Errors blossomed during early troop rotations into Afghanistan and Iraq in part because few reserve units arrived with finance teams trained to work their cumbersome pay system. Pay problems weren't prevalent for reserve forces sent to Bosnia and Kosovo because the Army used only two mobilization sites, both appropriately staffed. For Iraq, it needed 26 sites and didn't have enough reserve pay experts to support them all.
The long-term solution is the Defense Integrated Military Human Resource System, which will combine into a single network all military pay and personnel systems, active and reserve.
With that system still years away, DFAS and the services came up with an interim replacement for DJMS, enough to move to a combined active and reserve pay system. Called the Forward Compatible Payroll System, it will be implemented in phases, starting next spring.
The third force rotation for Iraq will occur this fall, too soon to benefit from a new payroll system. But Shine said mobilized units should see few pay problems because of more and better-trained finance teams and greater care in verifying pay accuracy at every stage of mobilization.
DFAS also recently automated hazardous duty pay entries for activated personnel. This change alone will lower by 85 percent the number of manual pay transactions needed, Shine said.
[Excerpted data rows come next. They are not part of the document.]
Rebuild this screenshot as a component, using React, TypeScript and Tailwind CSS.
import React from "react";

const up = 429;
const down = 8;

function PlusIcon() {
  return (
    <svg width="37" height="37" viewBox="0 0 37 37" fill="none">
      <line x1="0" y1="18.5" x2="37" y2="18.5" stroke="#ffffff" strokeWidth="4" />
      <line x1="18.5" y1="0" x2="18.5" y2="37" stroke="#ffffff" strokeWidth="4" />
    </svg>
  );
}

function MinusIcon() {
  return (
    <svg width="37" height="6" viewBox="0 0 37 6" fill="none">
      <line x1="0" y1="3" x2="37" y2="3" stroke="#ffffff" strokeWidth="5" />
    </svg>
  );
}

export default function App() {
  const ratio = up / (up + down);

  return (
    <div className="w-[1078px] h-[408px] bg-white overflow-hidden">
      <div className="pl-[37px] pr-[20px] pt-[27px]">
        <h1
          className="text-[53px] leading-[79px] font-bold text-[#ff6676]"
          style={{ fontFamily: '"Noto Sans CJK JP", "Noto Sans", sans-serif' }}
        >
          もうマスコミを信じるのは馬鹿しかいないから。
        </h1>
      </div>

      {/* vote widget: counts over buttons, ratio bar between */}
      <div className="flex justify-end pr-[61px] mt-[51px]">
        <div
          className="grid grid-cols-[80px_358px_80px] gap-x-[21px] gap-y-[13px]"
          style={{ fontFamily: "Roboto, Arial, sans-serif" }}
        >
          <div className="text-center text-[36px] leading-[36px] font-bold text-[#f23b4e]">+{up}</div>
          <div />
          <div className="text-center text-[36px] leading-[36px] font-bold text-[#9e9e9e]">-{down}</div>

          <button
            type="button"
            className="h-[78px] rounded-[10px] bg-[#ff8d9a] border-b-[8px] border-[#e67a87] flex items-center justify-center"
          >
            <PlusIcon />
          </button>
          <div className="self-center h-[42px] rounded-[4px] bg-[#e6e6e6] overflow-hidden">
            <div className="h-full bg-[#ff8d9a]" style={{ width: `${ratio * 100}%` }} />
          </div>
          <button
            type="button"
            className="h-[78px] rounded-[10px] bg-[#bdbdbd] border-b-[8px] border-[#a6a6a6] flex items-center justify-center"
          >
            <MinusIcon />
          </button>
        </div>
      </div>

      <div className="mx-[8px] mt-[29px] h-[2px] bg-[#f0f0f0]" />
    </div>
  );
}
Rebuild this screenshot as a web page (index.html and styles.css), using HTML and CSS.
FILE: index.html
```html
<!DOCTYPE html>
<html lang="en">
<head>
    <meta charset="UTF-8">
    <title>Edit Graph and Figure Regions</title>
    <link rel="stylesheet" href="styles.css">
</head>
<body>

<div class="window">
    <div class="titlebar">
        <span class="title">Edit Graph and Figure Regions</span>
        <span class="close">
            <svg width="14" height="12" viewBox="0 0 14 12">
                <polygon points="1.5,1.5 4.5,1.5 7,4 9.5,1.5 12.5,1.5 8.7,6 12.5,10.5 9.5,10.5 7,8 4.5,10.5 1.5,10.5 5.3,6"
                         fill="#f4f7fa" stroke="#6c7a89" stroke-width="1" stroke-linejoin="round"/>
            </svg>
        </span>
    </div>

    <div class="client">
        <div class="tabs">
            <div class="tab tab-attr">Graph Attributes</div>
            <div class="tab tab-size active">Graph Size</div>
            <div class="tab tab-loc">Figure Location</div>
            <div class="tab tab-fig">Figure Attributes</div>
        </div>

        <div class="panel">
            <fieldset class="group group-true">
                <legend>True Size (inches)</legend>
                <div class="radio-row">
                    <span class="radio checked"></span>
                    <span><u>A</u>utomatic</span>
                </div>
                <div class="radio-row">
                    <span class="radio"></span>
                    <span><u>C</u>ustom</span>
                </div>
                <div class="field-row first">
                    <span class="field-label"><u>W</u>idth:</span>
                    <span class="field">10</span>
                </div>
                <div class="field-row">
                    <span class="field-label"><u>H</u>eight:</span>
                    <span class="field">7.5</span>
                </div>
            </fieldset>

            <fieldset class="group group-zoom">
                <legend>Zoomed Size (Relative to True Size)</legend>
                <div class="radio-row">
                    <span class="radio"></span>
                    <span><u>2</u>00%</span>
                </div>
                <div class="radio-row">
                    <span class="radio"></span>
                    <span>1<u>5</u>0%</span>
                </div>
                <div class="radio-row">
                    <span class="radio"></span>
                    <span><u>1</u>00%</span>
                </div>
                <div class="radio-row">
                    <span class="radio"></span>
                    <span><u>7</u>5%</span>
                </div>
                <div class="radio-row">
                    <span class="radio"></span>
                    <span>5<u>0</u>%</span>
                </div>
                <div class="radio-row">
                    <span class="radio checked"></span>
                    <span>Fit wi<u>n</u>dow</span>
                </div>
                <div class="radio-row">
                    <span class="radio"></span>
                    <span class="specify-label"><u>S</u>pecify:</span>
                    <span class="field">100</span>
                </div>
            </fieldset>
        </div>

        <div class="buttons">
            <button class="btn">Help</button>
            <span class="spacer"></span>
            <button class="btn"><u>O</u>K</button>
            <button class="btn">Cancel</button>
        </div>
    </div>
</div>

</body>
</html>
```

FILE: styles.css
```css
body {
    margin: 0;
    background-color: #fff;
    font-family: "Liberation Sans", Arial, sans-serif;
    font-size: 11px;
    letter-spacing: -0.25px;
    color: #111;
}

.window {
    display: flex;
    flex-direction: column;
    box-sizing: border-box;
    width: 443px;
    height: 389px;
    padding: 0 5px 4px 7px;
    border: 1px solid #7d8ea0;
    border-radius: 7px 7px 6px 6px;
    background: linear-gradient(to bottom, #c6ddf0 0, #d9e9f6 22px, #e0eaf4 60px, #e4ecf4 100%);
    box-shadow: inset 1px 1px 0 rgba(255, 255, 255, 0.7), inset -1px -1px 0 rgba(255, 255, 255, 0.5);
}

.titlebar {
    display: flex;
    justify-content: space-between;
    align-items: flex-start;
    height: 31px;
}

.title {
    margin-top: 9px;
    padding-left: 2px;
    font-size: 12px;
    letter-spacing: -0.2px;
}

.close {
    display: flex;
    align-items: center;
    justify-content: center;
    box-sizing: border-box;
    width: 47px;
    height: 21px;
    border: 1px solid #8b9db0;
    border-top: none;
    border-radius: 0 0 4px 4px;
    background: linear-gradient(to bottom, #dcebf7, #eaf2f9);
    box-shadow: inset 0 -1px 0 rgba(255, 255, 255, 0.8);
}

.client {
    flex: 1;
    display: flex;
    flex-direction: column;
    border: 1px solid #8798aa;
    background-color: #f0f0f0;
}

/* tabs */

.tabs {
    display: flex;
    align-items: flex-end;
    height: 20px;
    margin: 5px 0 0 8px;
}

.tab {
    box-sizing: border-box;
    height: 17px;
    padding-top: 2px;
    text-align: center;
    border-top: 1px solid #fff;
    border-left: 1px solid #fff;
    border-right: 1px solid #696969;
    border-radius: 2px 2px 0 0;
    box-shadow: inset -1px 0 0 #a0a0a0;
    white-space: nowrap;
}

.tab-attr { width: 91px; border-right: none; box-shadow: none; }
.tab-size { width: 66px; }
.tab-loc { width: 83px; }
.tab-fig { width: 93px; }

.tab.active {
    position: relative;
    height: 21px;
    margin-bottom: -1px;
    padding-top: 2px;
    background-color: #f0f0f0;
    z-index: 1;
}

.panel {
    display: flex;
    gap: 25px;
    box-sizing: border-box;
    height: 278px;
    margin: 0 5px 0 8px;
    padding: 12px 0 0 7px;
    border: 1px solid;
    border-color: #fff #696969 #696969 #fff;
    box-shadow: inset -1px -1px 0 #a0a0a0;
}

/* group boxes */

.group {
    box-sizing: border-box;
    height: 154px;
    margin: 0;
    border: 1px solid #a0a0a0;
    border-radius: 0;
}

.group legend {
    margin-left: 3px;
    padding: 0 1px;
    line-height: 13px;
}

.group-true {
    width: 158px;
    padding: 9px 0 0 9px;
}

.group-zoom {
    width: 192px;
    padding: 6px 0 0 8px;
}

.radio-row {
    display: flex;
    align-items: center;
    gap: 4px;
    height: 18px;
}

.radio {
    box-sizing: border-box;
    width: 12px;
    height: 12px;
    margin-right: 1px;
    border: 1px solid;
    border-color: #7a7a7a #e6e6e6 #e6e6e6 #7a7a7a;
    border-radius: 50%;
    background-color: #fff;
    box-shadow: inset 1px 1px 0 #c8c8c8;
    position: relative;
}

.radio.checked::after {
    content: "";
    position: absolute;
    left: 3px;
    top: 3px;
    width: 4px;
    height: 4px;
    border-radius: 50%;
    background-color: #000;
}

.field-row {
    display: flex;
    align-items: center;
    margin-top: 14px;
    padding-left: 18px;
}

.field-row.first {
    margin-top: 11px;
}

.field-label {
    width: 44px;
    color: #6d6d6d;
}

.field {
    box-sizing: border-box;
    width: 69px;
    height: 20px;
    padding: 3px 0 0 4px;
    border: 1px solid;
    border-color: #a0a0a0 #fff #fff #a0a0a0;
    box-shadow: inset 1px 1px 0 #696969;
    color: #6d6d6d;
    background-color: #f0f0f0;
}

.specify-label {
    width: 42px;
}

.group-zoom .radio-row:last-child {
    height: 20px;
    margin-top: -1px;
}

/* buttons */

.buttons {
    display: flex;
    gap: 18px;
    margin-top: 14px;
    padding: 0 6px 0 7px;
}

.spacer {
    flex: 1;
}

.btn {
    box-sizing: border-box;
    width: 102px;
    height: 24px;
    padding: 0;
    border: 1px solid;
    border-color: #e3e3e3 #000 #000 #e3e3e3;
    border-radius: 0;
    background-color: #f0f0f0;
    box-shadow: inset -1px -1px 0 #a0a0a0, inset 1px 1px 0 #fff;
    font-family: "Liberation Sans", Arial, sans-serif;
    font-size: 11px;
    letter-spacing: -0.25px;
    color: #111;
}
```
Finally, rigid processes are in place to track troops as they move in and out of combat zones, which trigger sharp changes in pay, a source of many earlier pay errors. DFAS is set to verify such pay changes, and will follow up with automated checks of payroll data against travel manifests collected by deployed theater finance offices.
Since last November, when GAO issued its first report on widespread pay problems in the Army National Guard, DFAS has worked with the Navy, Air Force and Marines to verify the accuracy of pay for activated personnel. Some problems were uncovered but not near the scale of Army difficulties.
Shine advises all service members to review leave and earnings statements routinely. If they find an irregularity, they should seek clarification through the chain of command. If a pay problem persists, Army Reserve and National Guard members have a new option, mandated by Congress in the wake of the GAO reports.
They, or family members with powers of attorney, can contact a pay ombudsman.